Now though, I can look back with affection as more than half my working life has been spent on the presses at Dabell Avenue. Remarkably, many of those people who were here when I began, or started soon afterwards (and remember Print 4 is a small company with only 28 employees), are still here, some approaching retirement as am I. I believe this says a lot; companies who look after their employees invariably have low turnover of staff.
In those early days an Akiyama Bestech B2 four-colour was churning off sheets, often 24 hours a day, sometimes six days a week, week in week out. We printed huge amounts of point-of-sale and marketing literature for the likes of British Midland Airways, Woolworths, Clarkes and Cadbury’s. Another four colour Bestech was installed at the side of the first, and then after several more years the original press was swapped for a new six-colour with a coater as the work continued to flood in. These were healthy days indeed. And whilst the presses worked on tirelessly, the scenery within the factory changed: Mezzanine floors were taken down; offices disappeared and reappeared elsewhere and less than two years ago, a new mezzanine floor materialized in a different area above the presses for the purpose of hand finishing and fulfilment.
Rewind ten years, back to those halcyon days and a brand new B1 five colour Extreme spread itself the entire length of the factory floor, a kind of flagship for the company, taking over that mantle from the smaller six-colour B2. Fast forward again, to almost four years ago, and as the six-colour reached the winter of its life, a decision was taken to replace it with another B1. That is where we are now, the two large presses sitting impressively side-by-side one another, consuming a large area of floor space. Not to mention all the wide format digital presses. Interestingly to note, it would take either of these two presses approximately 5 hours, from the beginning of a make-ready to the completion of a 40,000 print run, as against the two-and-half days of its 1970 letterpress ancestor.
I often wonder where time has gone. As I look back, each press has created its own era, catering for those customers belonging to its particular time, producing challenges, problems and successes, all filed into a huge library of events which seem to have passed me by like a card magician flicking through a pack of cards, or the fast forward on a remote control. And through all of these changes we were frequently called upon to work long hours; I reflect, upon occasion, I have spent more time at Print 4 with my work colleagues than with my wife.
In recent years however, lead times have diminished, and profit margins along with them. Printing companies are forced into Kamikaze quoting in their efforts to keep presses running and, as marketing moves towards highly impressive, informative websites, we find ourselves immersed into an increasingly competitive market. Files ping through the stratosphere with customers demanding their jobs, sometimes within hours of placing an order but with quality still paramount. Through all of these stormy seas however, Print 4 has not only stayed afloat but maintained a steady course. Even after the founder of the company, Robin Ringham, retired several years ago Matthew Boam and Peter Clark (both of whom have been at the company for many years) stepped up to the helm to continue to navigate us safely onwards.

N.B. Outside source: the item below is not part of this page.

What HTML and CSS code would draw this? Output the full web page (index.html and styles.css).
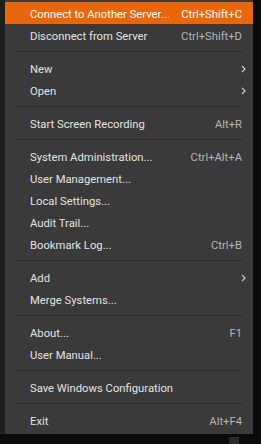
FILE: index.html
```html
<!DOCTYPE html>
<html>
<head>
<meta charset="utf-8">
<link rel="stylesheet" href="styles.css">
</head>
<body>
<div class="top">
  <div class="strip"></div>
  <div class="menu">
    <div class="item active"><span class="label">Connect to Another Server...</span><span class="key">Ctrl+Shift+C</span></div>
    <div class="item"><span class="label">Disconnect from Server</span><span class="key">Ctrl+Shift+D</span></div>
    <div class="sep"></div>
    <div class="item"><span class="label">New</span><svg class="arrow" width="5" height="8" viewBox="0 0 5 8"><path d="M1 0.8 L4 4 L1 7.2" fill="none" stroke="#cfcfcf" stroke-width="1.2"/></svg></div>
    <div class="item"><span class="label">Open</span><svg class="arrow" width="5" height="8" viewBox="0 0 5 8"><path d="M1 0.8 L4 4 L1 7.2" fill="none" stroke="#cfcfcf" stroke-width="1.2"/></svg></div>
    <div class="sep"></div>
    <div class="item"><span class="label">Start Screen Recording</span><span class="key">Alt+R</span></div>
    <div class="sep"></div>
    <div class="item"><span class="label">System Administration...</span><span class="key">Ctrl+Alt+A</span></div>
    <div class="item"><span class="label">User Management...</span></div>
    <div class="item"><span class="label">Local Settings...</span></div>
    <div class="item"><span class="label">Audit Trail...</span></div>
    <div class="item"><span class="label">Bookmark Log...</span><span class="key">Ctrl+B</span></div>
    <div class="sep"></div>
    <div class="item"><span class="label">Add</span><svg class="arrow" width="5" height="8" viewBox="0 0 5 8"><path d="M1 0.8 L4 4 L1 7.2" fill="none" stroke="#cfcfcf" stroke-width="1.2"/></svg></div>
    <div class="item"><span class="label">Merge Systems...</span></div>
    <div class="sep"></div>
    <div class="item"><span class="label">About...</span><span class="key">F1</span></div>
    <div class="item"><span class="label">User Manual...</span></div>
    <div class="sep"></div>
    <div class="item"><span class="label">Save Windows Configuration</span></div>
    <div class="sep"></div>
    <div class="item"><span class="label">Exit</span><span class="key">Alt+F4</span></div>
  </div>
</div>
<div class="bottom">
  <div class="square"></div>
</div>
</body>
</html>
```
FILE: styles.css
```css
html, body {
  margin: 0;
  padding: 0;
}
body {
  background: #0b0b0b;
  width: 261px;
  height: 444px;
  overflow: hidden;
  font-family: Roboto, "Liberation Sans", sans-serif;
  font-size: 11.25px;
}
.top {
  display: flex;
}
.strip {
  width: 5px;
  background: #1f1f1f;
}
.menu {
  width: 248px;
  background: #3a3a3a;
  padding: 2px 0 3px;
  box-sizing: border-box;
  display: flex;
  flex-direction: column;
}
.item {
  height: 22px;
  box-sizing: border-box;
  display: flex;
  align-items: center;
  justify-content: space-between;
  padding: 2px 11px 0 25px;
  color: #e2e2e2;
}
.item.active {
  background: #e8670c;
  color: #ffffff;
}
.key {
  color: #b4b4b4;
}
.item.active .key {
  color: #ffffff;
}
.arrow {
  margin-right: -4px;
}
.sep {
  height: 11px;
  display: flex;
  align-items: center;
  padding: 0 11px;
}
.sep::before {
  content: "";
  flex: 1;
  height: 1px;
  background: #2c2c2c;
}
.bottom {
  display: flex;
  padding: 3px 0 0 229px;
}
.square {
  width: 10px;
  height: 10px;
  background: #2a2a2a;
}
```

These days there is less of a need for overtime, circumstances for which, I suspect, the older fraternity are extremely grateful. And, as our present Directors are conscious of the need to keep costs tight, they have thoughtfully presented an opportunity, to those who can afford it, to reduce their hours as they approach retirement. I fall into this category and gratefully accepted the chance to reduce my week to four days when I was 61 and then subsequently, since October 2016, to three days. It does seem a little strange having worked continually since September 1970, but it is enabling me to spend time with my family and my one-year-old grandson, and also to get down to some serious home improvement. It will also, hopefully, set me on a course as an author. I have already written two novels although, in yet another extremely competitive market, that of publishing, it is an almost impossible task to persuade literary agents your work will be profitable. As yet, I remain unpublished, nevertheless, I will persevere: watch this space.

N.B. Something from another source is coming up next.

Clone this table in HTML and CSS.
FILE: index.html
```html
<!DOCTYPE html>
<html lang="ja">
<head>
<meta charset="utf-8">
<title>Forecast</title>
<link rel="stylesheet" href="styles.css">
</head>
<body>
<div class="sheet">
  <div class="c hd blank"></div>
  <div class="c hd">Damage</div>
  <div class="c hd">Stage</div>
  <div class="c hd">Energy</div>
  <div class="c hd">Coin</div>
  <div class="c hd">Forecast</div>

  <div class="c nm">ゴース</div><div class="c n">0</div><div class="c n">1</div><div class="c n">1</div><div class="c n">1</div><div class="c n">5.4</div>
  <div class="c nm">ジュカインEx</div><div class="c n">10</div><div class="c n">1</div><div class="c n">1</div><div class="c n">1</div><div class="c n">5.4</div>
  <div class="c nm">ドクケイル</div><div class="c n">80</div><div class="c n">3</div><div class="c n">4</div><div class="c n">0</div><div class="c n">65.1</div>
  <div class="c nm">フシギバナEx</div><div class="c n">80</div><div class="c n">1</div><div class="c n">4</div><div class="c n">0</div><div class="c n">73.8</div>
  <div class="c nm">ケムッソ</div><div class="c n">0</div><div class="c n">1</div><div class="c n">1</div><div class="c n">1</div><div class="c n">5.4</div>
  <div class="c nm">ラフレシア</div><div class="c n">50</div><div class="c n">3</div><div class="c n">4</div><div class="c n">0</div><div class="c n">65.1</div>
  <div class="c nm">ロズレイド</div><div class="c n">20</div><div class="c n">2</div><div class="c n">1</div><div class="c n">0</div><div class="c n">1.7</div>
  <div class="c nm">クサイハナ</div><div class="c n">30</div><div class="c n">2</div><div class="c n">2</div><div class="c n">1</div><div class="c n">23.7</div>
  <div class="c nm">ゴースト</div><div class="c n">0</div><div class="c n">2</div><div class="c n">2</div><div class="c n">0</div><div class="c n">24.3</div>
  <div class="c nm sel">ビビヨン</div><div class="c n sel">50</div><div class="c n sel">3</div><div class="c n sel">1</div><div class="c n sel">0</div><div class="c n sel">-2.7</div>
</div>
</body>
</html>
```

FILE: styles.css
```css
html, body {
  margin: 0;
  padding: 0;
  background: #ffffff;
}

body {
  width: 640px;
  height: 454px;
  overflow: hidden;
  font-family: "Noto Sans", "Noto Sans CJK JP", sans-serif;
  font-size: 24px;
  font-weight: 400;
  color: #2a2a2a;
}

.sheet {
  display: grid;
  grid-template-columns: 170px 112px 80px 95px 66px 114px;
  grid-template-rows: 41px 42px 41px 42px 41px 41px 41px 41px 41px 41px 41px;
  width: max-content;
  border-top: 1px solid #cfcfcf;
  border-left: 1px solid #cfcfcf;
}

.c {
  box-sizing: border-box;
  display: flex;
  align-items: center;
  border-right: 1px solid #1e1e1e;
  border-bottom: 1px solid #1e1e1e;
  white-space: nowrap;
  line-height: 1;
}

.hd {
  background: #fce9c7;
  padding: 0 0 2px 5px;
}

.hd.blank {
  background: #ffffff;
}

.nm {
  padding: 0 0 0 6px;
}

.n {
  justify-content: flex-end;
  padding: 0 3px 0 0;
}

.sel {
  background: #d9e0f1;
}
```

Death had become a way of life for the men in these trenches, although it hadn’t occurred to Daniel he might soon be dead. Rather it was the poignancy of this moment in time. He pulled out the photograph from his top pocket: the pretty girl in the picture was illuminated briefly, by an explosion. He returned it to his pocket, and clasped both hands tightly around his rifle barrel, counterbalancing the excessive weight of kit on his already aching back. One man retched over the sodden duckboards; another shook uncontrollably with fear. The fusillade continued to tear at their ear drums until, inevitably, the minutes closed to seconds, and then to that moment they all feared.
Exert from, The Search For Private Flint Published on Amazon Kindle
Gradually, his eyes adjust. A slither of pale luminescence shows itself. The merest breath of air pricks his skin reminding him of an open window. The colourless, frayed curtain fabric, hung across its length, stirs occasionally, almost undetectably, in a tiny breeze which tugs at its hem like a small child might grab its mother’s dress to gain her attention. He swings his legs over the side of the bed in a room still so black he cannot see a hand placed in front of his face, and cocks his head to one side, like a wolf pricking its ears to the wind.
Exert from, A Deathly Legacy
When I was fifteen and in my final year at school (I wasn’t clever enough to pass my eleven plus or aspire to grammar school) my mum suggested graphic design because art was my best subject at school. Graphic design, in 1970, was much less a part of print than it is today and of course there were no openings, but the apprenticeship they did offer me set me on a life that has proved to be both comfortable and enriched by those people I have worked amongst. I have no complaints, and my time at Print 4, more than a third of my entire life, has been a memorable experience and one for which I doff my cap.